A potential step in the process that is still quite subjective is the determination of what or how severe a downturn actually is, while for institutions present in the same markets, the downturn should be quite similar (while the impact on such a downturn could be different).
So it makes sense to take less detailed, but clear and objective steps in determining the economic factors in a downturn scenario. This would lower the complexity and reduce the unwarranted risk weight variation.
With the Reference Value approach alignment with IFRS 9 and stress testing methodology is possible due to its less prescriptive detail. Simultaneously, by having a simple, clear and objective reference value (such as the worst 2-year average) the unwanted RWA variance is reduced.
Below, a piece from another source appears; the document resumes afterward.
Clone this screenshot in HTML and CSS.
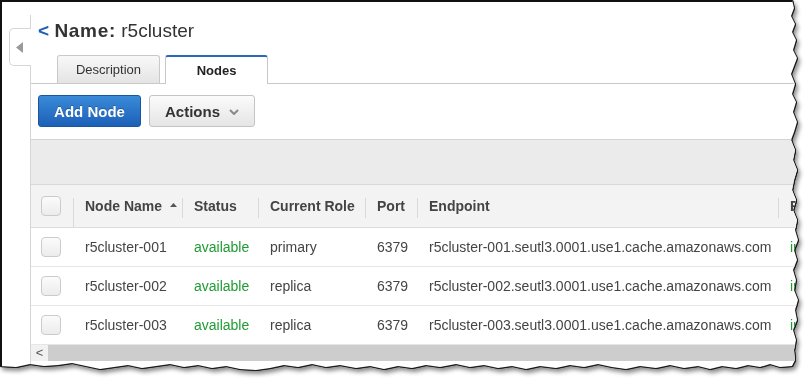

From a cost-benefit perspective, this is preferable over the model component approach.
The Supervisory Add-on approach is seen as too simplified to the point where it loses the risk sensitivity of the model.
As this question was answered by individual institutions some answers partly overlap:
• The downturn period is identified based on a combination of internal and external (macro-economic) data. In case downturn is observed in sufficient internal data, then the downturn adjustment is determined based on the worst average observed values in the downturn period. In case of insufficient internal data, then benchmarking is used based on a.o. external data.
• Note that the downturn adjustment is analysed per model component as there can be different drivers between the cure rate and recovery rate. But the average observed overall LGD is also considered in case the worst observation per model component occurs at different moments in time. This to avoid overly conservative downturn LGDs.
• For some models we apply a multi-plication factor to translate the average LGD into a downturn LGD.
• For some models we identify the downturn years for cure rate and loss-given-loss and stress the model component or its underlying risk drivers.
• Regarding the model approach: the model components or underlying risk drivers are stressed. Stress factors are based on historical data or input of experts.